I don’t automatically assume men can’t have opinions on female issues, just that I really don’t give a shit what they have to say. They may have had good intentions but it really came off sounding arrogant. I wondered if they really understand why this is an issue for women. Most men don’t seem to understand women at all. So for your pleasure here are some random thoughts from a woman.
- I don’t take what men say about looks seriously. Men do not see the same things as women, plus they usually wont tell a woman she looks bad. Whether they don’t want to hurt my feelings or they want to get laid men will lie about how I look.
- When I go out and get dressed up it’s not about attracting men or impressing other people. The shoes, the clothes, makeup, and even the sexy underwear are all for me. It’s fun, makes me feel special and helps not to worry about stupid things like being insecure. Once I’ve decided I look good, nobody elses opinion matters.
- I strive for both comfort and looking good.
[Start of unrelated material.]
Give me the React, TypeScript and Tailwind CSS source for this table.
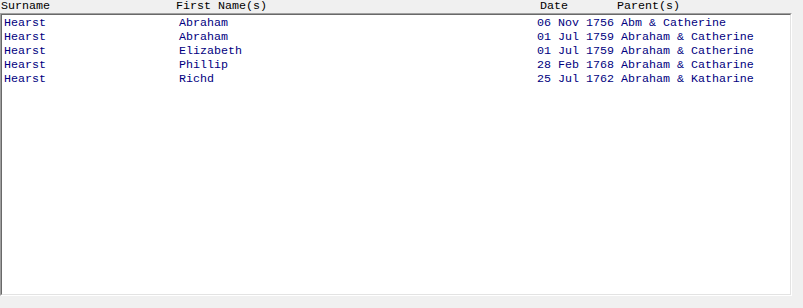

But I will sacrifice comfort on occasion, but it better look damn good.
- On good days I don’t care what anybody else thinks. On bad days, a wrong look can send me spiralling into depression. The goal is to have more good days than bad ones.
- I will never have the body I want. It’s not that I don’t think I look good. I know I’m hot shit. But I always think I can look better. There’s always going to be something that could be smaller, bigger, tighter. It doesn’t consume my life, but the thoughts are always there.
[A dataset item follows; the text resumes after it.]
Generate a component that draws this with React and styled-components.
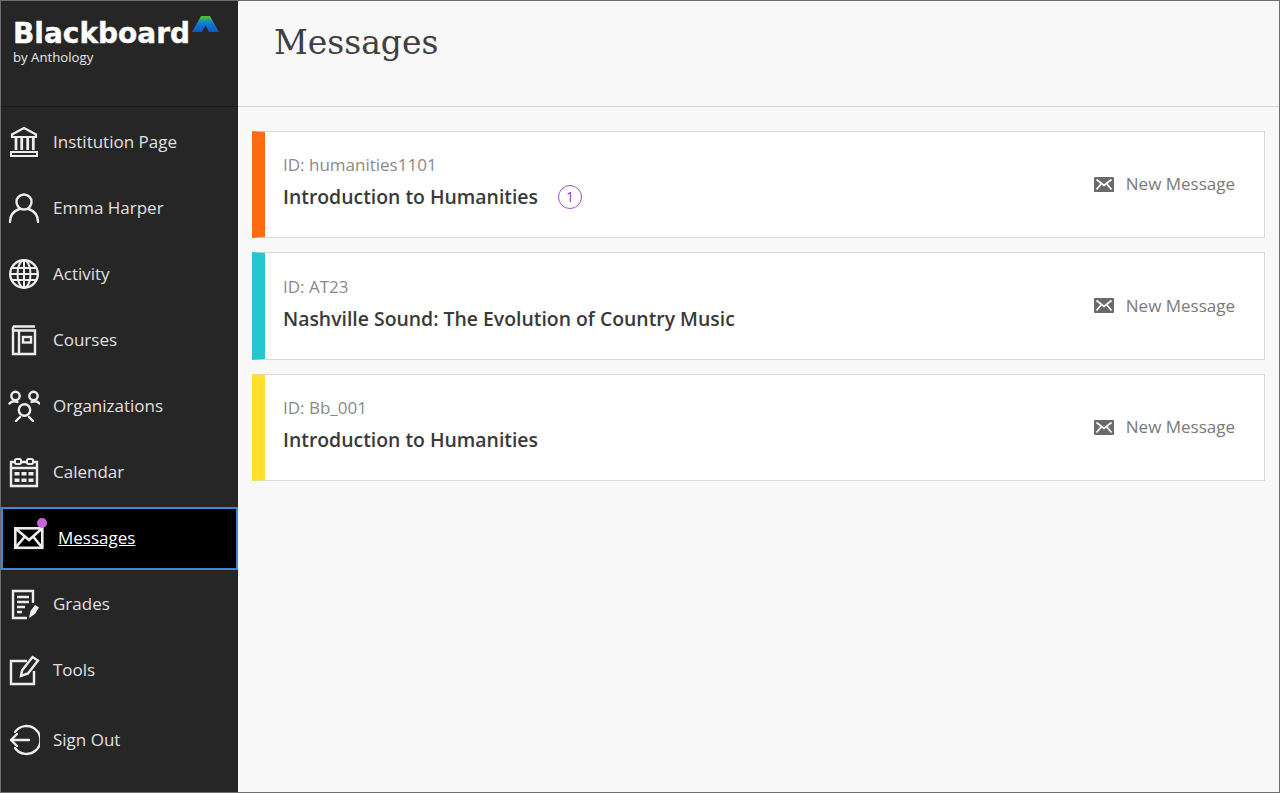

- I criticize other women. I look at pictures and judge them. I’ve said a model in a picture looked too skinny, too fat, or pointed out body parts I didn’t like. I’ve picked apart women walking down the street. So does every other woman I know. There are women, and even men, who have made a career out of this for entertainment purposes. People that are famous for pointing out flaws and shaming people for them. I don’t approve of either.
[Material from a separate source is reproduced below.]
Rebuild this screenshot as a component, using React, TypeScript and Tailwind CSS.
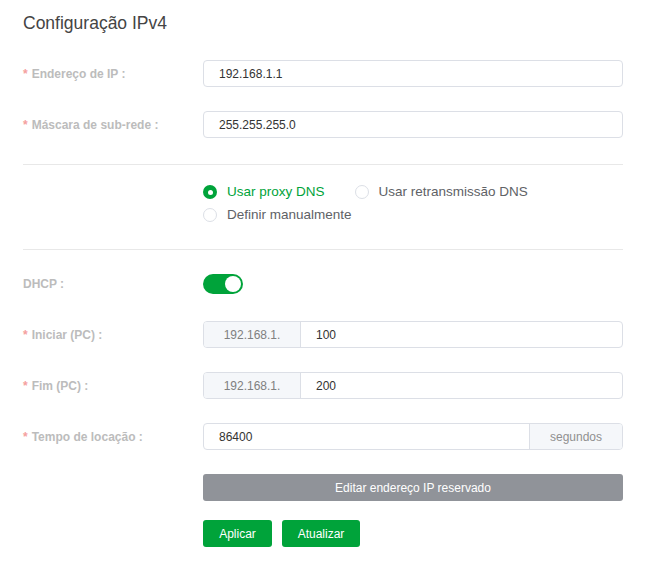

- I don’t walk around telling people how they should look, unless I’m asked. I might make a suggestion to friends or family out of concern. I give my honest opinion because I would hope for the same in return. Sometimes I look in the mirror and see what I want not what’s really there.
- My opinion of somebody’s appearance is a small part of what I think of them. But I am aware that I judge them by their appearance. I’m not sure if that’s a bad thing.
- People don’t know what’s real anymore. I’ve had total strangers, men and women, ask if my breasts are real. (For the record, they are real and they are spectacular.) I was almost more offended that they had to ask than by how inappropriate it was.
- Everybody’s beautiful is bullshit. If everybody is beautiful than nobody is. Beauty is subjective. Everybody is beautiful to somebody but we all see some ugly.
- Once I hit 12 my body started changing and has never stopped. I constantly have to relearn how to feel comfortable in my own skin. I’ve been thin, I’ve been overweight and everything between. I feel like there are days that my body looks completly different from the day before.
- People and Maxim create lists of the most beautiful people. InTouch and Star point out flaws and shame women for them. Heavy women are the punchline of jokes, while stars share their secrets to staying skinny, and weight loss success is a lifetime achivement. Women’s bodies are remade into unnatural figures in photos and real life, because it’s somebody’s idea of beauty. I can understand why women feel the need to declare what they think is beautiful.
These are all just my own random thoughts. Some maybe relevant, others just popped into my head. I don’t claim all women feel that same way. I may get in trouble because no matter what I say somebody will be offended. But should I keep it to myself because it might upset some people?